___ Excerpted data

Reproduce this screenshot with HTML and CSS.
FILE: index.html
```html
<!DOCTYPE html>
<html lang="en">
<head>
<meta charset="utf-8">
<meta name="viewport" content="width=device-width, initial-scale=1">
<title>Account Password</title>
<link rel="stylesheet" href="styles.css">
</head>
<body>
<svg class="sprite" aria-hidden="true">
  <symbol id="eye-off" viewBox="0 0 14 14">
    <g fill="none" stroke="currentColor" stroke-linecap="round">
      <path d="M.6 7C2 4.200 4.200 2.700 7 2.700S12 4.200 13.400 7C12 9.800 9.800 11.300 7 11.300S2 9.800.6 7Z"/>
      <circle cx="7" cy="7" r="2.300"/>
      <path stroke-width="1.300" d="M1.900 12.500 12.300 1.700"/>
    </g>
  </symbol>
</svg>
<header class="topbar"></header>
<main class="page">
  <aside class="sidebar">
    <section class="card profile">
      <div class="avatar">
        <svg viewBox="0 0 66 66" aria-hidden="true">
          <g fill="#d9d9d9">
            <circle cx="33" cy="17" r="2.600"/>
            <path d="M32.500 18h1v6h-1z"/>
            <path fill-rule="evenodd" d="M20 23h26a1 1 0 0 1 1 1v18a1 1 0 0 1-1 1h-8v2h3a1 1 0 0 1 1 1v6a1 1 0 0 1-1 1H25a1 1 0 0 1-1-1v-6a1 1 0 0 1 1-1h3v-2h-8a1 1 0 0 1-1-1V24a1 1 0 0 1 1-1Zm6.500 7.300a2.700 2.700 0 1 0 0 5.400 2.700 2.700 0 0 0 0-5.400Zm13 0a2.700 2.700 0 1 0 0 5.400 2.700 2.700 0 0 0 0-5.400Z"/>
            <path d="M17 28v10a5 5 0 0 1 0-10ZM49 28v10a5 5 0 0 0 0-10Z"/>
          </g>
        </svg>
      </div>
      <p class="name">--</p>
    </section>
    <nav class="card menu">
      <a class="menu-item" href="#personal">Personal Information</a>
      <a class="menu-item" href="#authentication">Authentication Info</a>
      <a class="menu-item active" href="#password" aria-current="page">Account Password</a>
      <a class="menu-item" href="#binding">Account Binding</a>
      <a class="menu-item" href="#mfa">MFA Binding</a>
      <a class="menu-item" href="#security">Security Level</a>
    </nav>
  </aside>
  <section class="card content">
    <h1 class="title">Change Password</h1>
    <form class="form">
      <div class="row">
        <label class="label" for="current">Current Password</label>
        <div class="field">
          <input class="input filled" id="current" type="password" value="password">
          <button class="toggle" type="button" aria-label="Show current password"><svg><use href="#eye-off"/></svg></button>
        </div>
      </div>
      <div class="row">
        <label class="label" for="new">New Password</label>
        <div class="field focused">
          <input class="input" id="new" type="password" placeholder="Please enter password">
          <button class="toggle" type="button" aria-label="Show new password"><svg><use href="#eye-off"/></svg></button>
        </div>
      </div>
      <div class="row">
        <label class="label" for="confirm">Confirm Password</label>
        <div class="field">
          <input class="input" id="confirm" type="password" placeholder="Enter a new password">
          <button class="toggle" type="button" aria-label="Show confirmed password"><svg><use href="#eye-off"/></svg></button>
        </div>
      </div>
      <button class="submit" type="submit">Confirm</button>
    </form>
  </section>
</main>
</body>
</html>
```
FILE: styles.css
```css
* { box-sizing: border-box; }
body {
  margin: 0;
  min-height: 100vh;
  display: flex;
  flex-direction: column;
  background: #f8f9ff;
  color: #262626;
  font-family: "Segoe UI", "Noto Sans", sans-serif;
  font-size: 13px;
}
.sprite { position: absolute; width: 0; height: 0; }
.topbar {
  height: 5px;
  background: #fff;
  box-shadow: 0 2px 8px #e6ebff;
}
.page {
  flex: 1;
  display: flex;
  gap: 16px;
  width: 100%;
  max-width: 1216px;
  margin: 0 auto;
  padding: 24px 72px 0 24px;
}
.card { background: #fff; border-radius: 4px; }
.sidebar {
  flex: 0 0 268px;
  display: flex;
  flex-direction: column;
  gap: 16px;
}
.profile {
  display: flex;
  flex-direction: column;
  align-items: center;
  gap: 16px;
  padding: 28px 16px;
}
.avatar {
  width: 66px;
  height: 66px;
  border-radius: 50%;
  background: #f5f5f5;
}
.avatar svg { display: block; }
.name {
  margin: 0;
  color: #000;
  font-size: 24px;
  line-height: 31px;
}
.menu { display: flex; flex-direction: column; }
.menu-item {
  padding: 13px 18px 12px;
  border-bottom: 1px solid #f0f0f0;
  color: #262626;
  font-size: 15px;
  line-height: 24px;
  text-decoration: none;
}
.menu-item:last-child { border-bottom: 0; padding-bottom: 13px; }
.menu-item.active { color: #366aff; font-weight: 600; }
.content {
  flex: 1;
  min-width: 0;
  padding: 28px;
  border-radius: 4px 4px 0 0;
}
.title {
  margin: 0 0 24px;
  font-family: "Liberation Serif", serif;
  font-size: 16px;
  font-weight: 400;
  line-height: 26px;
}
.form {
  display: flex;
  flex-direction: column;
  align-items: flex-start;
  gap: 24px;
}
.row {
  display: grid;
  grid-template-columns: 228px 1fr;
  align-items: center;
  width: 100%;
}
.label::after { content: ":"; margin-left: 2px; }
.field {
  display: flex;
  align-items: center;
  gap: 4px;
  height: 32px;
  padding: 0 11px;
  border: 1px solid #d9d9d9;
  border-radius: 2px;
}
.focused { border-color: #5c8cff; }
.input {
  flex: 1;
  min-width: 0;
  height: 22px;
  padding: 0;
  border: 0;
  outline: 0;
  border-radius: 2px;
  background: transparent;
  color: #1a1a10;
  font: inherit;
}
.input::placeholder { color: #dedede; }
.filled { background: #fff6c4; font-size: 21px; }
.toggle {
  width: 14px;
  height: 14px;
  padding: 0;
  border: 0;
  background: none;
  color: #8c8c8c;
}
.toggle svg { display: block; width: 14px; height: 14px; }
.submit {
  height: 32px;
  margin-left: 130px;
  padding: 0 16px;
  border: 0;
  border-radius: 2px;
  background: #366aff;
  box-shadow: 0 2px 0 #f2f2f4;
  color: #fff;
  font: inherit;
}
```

______
___ Excerpted data

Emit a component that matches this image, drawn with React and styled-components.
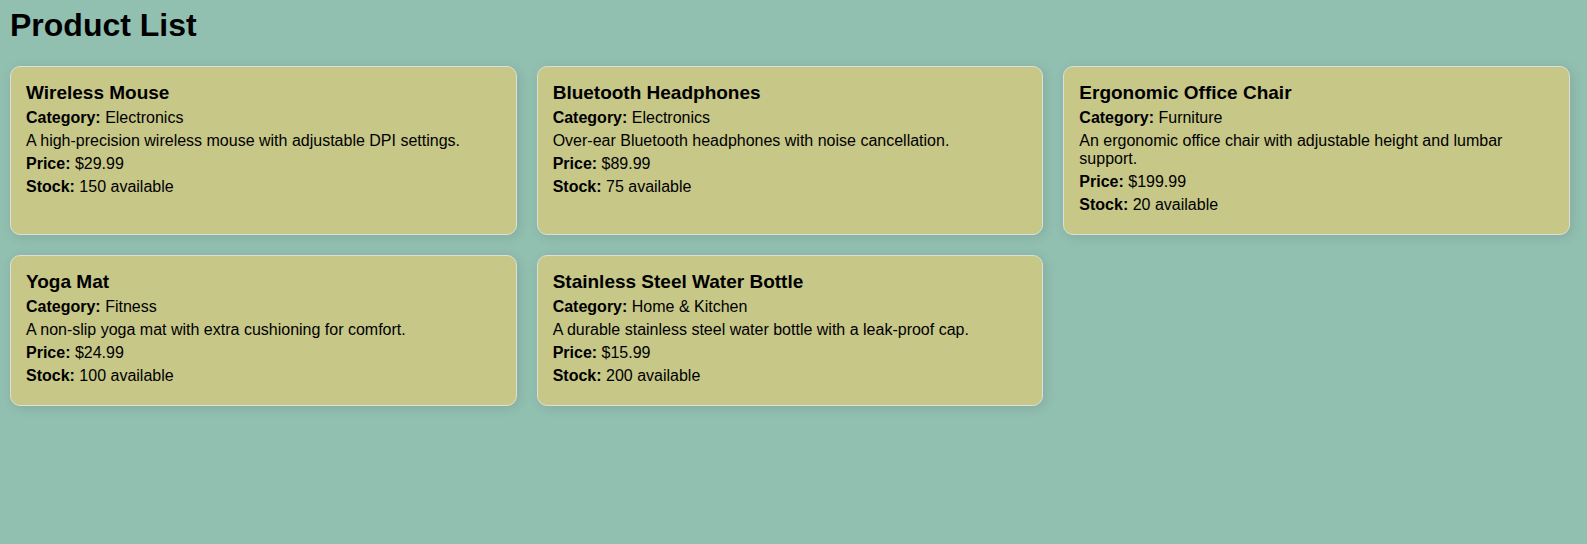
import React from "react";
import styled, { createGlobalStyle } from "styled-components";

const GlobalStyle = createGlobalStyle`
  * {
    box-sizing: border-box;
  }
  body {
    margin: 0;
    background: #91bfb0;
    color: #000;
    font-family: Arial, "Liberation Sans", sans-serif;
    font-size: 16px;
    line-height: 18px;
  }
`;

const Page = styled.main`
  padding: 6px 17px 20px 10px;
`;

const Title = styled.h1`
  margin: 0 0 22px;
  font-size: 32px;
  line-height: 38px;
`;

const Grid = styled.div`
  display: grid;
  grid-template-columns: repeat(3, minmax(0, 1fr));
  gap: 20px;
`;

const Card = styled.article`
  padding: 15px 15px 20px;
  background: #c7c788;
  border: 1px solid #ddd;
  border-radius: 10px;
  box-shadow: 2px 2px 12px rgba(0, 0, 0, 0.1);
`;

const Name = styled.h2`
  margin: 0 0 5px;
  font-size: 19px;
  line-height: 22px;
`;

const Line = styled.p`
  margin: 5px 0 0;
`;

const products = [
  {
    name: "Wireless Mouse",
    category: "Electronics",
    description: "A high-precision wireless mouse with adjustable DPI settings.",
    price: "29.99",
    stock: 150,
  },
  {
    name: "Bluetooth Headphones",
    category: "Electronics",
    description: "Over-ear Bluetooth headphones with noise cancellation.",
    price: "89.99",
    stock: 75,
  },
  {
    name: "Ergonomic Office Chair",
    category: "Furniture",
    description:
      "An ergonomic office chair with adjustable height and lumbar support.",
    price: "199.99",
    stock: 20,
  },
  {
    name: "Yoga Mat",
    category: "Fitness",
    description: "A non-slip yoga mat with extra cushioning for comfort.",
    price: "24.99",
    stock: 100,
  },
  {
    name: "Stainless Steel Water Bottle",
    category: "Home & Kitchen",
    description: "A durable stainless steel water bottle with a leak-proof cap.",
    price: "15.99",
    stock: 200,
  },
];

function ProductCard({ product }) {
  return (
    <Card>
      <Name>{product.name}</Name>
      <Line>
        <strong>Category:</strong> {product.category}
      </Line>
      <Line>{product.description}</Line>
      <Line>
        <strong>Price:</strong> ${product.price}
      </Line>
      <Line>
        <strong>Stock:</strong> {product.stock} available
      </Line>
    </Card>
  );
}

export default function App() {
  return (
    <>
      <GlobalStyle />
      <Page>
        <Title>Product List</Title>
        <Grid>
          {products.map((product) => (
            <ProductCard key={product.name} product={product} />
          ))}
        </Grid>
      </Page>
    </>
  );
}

______
___ Excerpted data

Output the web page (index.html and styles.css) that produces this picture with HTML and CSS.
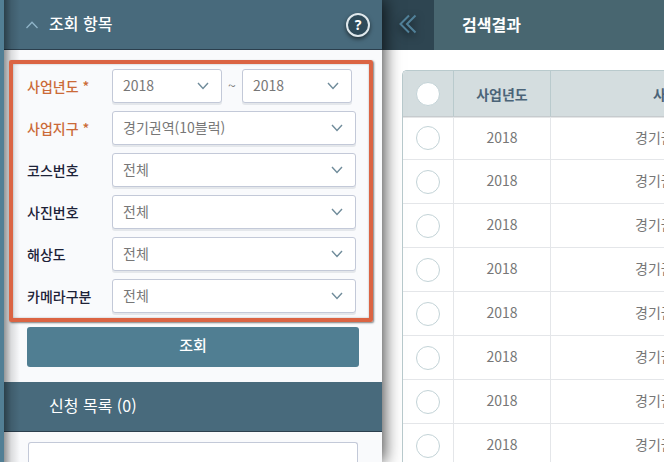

______

**Prompt**
In the lines above, find each one with "React" and list it.

**Task solution**
Emit a component that matches this image, drawn with React and styled-components.
import React from "react";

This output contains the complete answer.